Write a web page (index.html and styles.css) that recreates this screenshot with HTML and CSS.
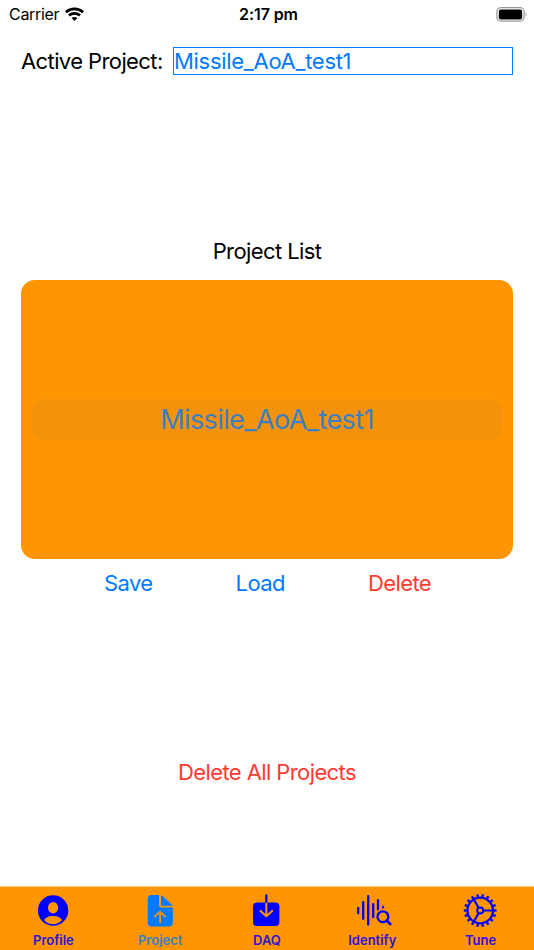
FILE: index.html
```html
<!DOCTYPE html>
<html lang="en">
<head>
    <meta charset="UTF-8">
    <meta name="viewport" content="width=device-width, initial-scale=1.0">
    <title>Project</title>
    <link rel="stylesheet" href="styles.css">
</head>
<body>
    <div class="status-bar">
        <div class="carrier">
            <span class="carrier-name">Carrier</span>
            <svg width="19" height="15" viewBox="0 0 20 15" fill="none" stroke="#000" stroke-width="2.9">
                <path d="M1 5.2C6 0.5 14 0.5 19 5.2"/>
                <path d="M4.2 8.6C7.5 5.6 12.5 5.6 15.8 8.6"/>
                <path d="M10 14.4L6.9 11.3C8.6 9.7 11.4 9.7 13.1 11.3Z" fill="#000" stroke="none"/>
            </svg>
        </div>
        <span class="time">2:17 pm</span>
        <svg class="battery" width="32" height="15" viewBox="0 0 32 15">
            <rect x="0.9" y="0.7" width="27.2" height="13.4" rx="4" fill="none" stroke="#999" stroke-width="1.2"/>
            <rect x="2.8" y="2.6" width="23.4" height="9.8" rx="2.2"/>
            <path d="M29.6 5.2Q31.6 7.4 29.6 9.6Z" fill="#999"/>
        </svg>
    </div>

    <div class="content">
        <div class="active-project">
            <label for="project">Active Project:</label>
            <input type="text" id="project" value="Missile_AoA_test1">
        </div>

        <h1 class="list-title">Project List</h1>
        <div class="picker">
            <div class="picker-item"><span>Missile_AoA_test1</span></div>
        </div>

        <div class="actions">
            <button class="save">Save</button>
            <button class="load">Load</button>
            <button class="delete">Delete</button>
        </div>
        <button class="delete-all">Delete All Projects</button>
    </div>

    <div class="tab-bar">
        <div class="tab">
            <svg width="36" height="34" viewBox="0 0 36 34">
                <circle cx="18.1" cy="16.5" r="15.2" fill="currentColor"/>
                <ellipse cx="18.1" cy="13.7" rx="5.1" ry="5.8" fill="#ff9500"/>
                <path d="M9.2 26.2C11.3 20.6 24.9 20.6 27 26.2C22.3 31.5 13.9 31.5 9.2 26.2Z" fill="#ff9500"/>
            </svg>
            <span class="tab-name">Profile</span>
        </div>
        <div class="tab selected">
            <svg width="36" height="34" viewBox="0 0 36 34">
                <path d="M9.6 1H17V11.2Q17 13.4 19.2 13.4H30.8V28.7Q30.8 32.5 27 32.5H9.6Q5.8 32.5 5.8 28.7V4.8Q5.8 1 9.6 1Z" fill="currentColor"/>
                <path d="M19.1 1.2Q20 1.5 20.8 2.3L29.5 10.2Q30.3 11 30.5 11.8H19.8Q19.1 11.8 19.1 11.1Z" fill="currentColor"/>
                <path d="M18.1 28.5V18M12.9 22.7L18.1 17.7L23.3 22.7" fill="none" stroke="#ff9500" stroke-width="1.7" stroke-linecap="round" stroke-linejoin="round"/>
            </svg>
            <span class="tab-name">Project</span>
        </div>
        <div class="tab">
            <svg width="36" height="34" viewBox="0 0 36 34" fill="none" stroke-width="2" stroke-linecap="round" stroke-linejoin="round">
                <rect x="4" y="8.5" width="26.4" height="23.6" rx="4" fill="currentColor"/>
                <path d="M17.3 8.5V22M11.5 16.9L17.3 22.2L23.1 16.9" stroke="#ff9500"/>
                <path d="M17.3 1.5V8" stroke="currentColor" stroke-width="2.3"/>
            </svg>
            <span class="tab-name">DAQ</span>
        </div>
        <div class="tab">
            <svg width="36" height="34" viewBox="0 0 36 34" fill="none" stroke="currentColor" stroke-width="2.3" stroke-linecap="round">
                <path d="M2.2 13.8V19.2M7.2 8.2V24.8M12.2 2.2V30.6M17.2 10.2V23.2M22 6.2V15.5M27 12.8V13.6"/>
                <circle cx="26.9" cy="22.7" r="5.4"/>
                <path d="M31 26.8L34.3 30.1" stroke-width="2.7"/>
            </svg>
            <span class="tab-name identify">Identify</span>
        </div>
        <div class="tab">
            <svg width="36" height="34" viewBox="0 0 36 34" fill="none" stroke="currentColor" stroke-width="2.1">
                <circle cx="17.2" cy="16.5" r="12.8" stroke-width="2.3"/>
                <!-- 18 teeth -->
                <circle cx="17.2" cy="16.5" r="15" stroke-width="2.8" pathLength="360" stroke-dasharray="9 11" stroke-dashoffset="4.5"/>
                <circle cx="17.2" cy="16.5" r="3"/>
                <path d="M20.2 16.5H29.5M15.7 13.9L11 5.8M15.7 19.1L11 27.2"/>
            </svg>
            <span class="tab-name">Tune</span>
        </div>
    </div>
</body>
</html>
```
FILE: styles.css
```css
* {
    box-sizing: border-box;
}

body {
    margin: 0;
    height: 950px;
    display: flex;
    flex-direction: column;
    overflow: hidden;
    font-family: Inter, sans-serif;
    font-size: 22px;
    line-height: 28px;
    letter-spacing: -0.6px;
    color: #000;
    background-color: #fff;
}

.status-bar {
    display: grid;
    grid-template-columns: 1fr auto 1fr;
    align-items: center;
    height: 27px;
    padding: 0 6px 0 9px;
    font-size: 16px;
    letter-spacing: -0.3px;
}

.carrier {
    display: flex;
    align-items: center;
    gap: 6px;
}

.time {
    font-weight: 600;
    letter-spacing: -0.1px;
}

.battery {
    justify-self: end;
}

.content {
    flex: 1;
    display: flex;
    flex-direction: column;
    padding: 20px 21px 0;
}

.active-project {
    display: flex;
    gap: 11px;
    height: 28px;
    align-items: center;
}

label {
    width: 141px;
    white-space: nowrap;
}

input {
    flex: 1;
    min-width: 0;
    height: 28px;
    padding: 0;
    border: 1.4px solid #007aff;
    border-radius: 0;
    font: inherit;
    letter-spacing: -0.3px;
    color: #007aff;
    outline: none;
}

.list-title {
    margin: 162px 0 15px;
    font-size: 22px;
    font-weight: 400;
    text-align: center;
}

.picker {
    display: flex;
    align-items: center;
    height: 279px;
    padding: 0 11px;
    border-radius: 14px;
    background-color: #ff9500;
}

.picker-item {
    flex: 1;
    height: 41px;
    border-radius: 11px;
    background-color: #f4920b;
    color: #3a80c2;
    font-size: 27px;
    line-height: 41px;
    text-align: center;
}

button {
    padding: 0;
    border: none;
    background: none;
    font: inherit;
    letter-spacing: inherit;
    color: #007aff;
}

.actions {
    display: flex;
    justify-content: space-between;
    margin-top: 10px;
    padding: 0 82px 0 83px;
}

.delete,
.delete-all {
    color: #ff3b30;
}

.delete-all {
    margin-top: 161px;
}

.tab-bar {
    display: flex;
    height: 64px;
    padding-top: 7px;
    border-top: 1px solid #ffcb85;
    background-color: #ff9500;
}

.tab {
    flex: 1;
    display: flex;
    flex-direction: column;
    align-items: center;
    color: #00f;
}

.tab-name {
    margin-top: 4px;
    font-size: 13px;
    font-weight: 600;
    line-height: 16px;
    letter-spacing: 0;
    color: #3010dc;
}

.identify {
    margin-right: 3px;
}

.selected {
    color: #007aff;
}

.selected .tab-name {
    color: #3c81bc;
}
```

########################################

Exercise task: Your copy of the data above should match it exactly, except that pictures are left out.

Response to the task:
Write a web page (index.html and styles.css) that recreates this screenshot with HTML and CSS.
FILE: index.html
```html
<!DOCTYPE html>
<html lang="en">
<head>
    <meta charset="UTF-8">
    <meta name="viewport" content="width=device-width, initial-scale=1.0">
    <title>Project</title>
    <link rel="stylesheet" href="styles.css">
</head>
<body>
    <div class="status-bar">
        <div class="carrier">
            <span class="carrier-name">Carrier</span>
            <svg width="19" height="15" viewBox="0 0 20 15" fill="none" stroke="#000" stroke-width="2.9">
                <path d="M1 5.2C6 0.5 14 0.5 19 5.2"/>
                <path d="M4.2 8.6C7.5 5.6 12.5 5.6 15.8 8.6"/>
                <path d="M10 14.4L6.9 11.3C8.6 9.7 11.4 9.7 13.1 11.3Z" fill="#000" stroke="none"/>
            </svg>
        </div>
        <span class="time">2:17 pm</span>
        <svg class="battery" width="32" height="15" viewBox="0 0 32 15">
            <rect x="0.9" y="0.7" width="27.2" height="13.4" rx="4" fill="none" stroke="#999" stroke-width="1.2"/>
            <rect x="2.8" y="2.6" width="23.4" height="9.8" rx="2.2"/>
            <path d="M29.6 5.2Q31.6 7.4 29.6 9.6Z" fill="#999"/>
        </svg>
    </div>

    <div class="content">
        <div class="active-project">
            <label for="project">Active Project:</label>
            <input type="text" id="project" value="Missile_AoA_test1">
        </div>

        <h1 class="list-title">Project List</h1>
        <div class="picker">
            <div class="picker-item"><span>Missile_AoA_test1</span></div>
        </div>

        <div class="actions">
            <button class="save">Save</button>
            <button class="load">Load</button>
            <button class="delete">Delete</button>
        </div>
        <button class="delete-all">Delete All Projects</button>
    </div>

    <div class="tab-bar">
        <div class="tab">
            <svg width="36" height="34" viewBox="0 0 36 34">
                <circle cx="18.1" cy="16.5" r="15.2" fill="currentColor"/>
                <ellipse cx="18.1" cy="13.7" rx="5.1" ry="5.8" fill="#ff9500"/>
                <path d="M9.2 26.2C11.3 20.6 24.9 20.6 27 26.2C22.3 31.5 13.9 31.5 9.2 26.2Z" fill="#ff9500"/>
            </svg>
            <span class="tab-name">Profile</span>
        </div>
        <div class="tab selected">
            <svg width="36" height="34" viewBox="0 0 36 34">
                <path d="M9.6 1H17V11.2Q17 13.4 19.2 13.4H30.8V28.7Q30.8 32.5 27 32.5H9.6Q5.8 32.5 5.8 28.7V4.8Q5.8 1 9.6 1Z" fill="currentColor"/>
                <path d="M19.1 1.2Q20 1.5 20.8 2.3L29.5 10.2Q30.3 11 30.5 11.8H19.8Q19.1 11.8 19.1 11.1Z" fill="currentColor"/>
                <path d="M18.1 28.5V18M12.9 22.7L18.1 17.7L23.3 22.7" fill="none" stroke="#ff9500" stroke-width="1.7" stroke-linecap="round" stroke-linejoin="round"/>
            </svg>
            <span class="tab-name">Project</span>
        </div>
        <div class="tab">
            <svg width="36" height="34" viewBox="0 0 36 34" fill="none" stroke-width="2" stroke-linecap="round" stroke-linejoin="round">
                <rect x="4" y="8.5" width="26.4" height="23.6" rx="4" fill="currentColor"/>
                <path d="M17.3 8.5V22M11.5 16.9L17.3 22.2L23.1 16.9" stroke="#ff9500"/>
                <path d="M17.3 1.5V8" stroke="currentColor" stroke-width="2.3"/>
            </svg>
            <span class="tab-name">DAQ</span>
        </div>
        <div class="tab">
            <svg width="36" height="34" viewBox="0 0 36 34" fill="none" stroke="currentColor" stroke-width="2.3" stroke-linecap="round">
                <path d="M2.2 13.8V19.2M7.2 8.2V24.8M12.2 2.2V30.6M17.2 10.2V23.2M22 6.2V15.5M27 12.8V13.6"/>
                <circle cx="26.9" cy="22.7" r="5.4"/>
                <path d="M31 26.8L34.3 30.1" stroke-width="2.7"/>
            </svg>
            <span class="tab-name identify">Identify</span>
        </div>
        <div class="tab">
            <svg width="36" height="34" viewBox="0 0 36 34" fill="none" stroke="currentColor" stroke-width="2.1">
                <circle cx="17.2" cy="16.5" r="12.8" stroke-width="2.3"/>
                <!-- 18 teeth -->
                <circle cx="17.2" cy="16.5" r="15" stroke-width="2.8" pathLength="360" stroke-dasharray="9 11" stroke-dashoffset="4.5"/>
                <circle cx="17.2" cy="16.5" r="3"/>
                <path d="M20.2 16.5H29.5M15.7 13.9L11 5.8M15.7 19.1L11 27.2"/>
            </svg>
            <span class="tab-name">Tune</span>
        </div>
    </div>
</body>
</html>
```
FILE: styles.css
```css
* {
    box-sizing: border-box;
}

body {
    margin: 0;
    height: 950px;
    display: flex;
    flex-direction: column;
    overflow: hidden;
    font-family: Inter, sans-serif;
    font-size: 22px;
    line-height: 28px;
    letter-spacing: -0.6px;
    color: #000;
    background-color: #fff;
}

.status-bar {
    display: grid;
    grid-template-columns: 1fr auto 1fr;
    align-items: center;
    height: 27px;
    padding: 0 6px 0 9px;
    font-size: 16px;
    letter-spacing: -0.3px;
}

.carrier {
    display: flex;
    align-items: center;
    gap: 6px;
}

.time {
    font-weight: 600;
    letter-spacing: -0.1px;
}

.battery {
    justify-self: end;
}

.content {
    flex: 1;
    display: flex;
    flex-direction: column;
    padding: 20px 21px 0;
}

.active-project {
    display: flex;
    gap: 11px;
    height: 28px;
    align-items: center;
}

label {
    width: 141px;
    white-space: nowrap;
}

input {
    flex: 1;
    min-width: 0;
    height: 28px;
    padding: 0;
    border: 1.4px solid #007aff;
    border-radius: 0;
    font: inherit;
    letter-spacing: -0.3px;
    color: #007aff;
    outline: none;
}

.list-title {
    margin: 162px 0 15px;
    font-size: 22px;
    font-weight: 400;
    text-align: center;
}

.picker {
    display: flex;
    align-items: center;
    height: 279px;
    padding: 0 11px;
    border-radius: 14px;
    background-color: #ff9500;
}

.picker-item {
    flex: 1;
    height: 41px;
    border-radius: 11px;
    background-color: #f4920b;
    color: #3a80c2;
    font-size: 27px;
    line-height: 41px;
    text-align: center;
}

button {
    padding: 0;
    border: none;
    background: none;
    font: inherit;
    letter-spacing: inherit;
    color: #007aff;
}

.actions {
    display: flex;
    justify-content: space-between;
    margin-top: 10px;
    padding: 0 82px 0 83px;
}

.delete,
.delete-all {
    color: #ff3b30;
}

.delete-all {
    margin-top: 161px;
}

.tab-bar {
    display: flex;
    height: 64px;
    padding-top: 7px;
    border-top: 1px solid #ffcb85;
    background-color: #ff9500;
}

.tab {
    flex: 1;
    display: flex;
    flex-direction: column;
    align-items: center;
    color: #00f;
}

.tab-name {
    margin-top: 4px;
    font-size: 13px;
    font-weight: 600;
    line-height: 16px;
    letter-spacing: 0;
    color: #3010dc;
}

.identify {
    margin-right: 3px;
}

.selected {
    color: #007aff;
}

.selected .tab-name {
    color: #3c81bc;
}
```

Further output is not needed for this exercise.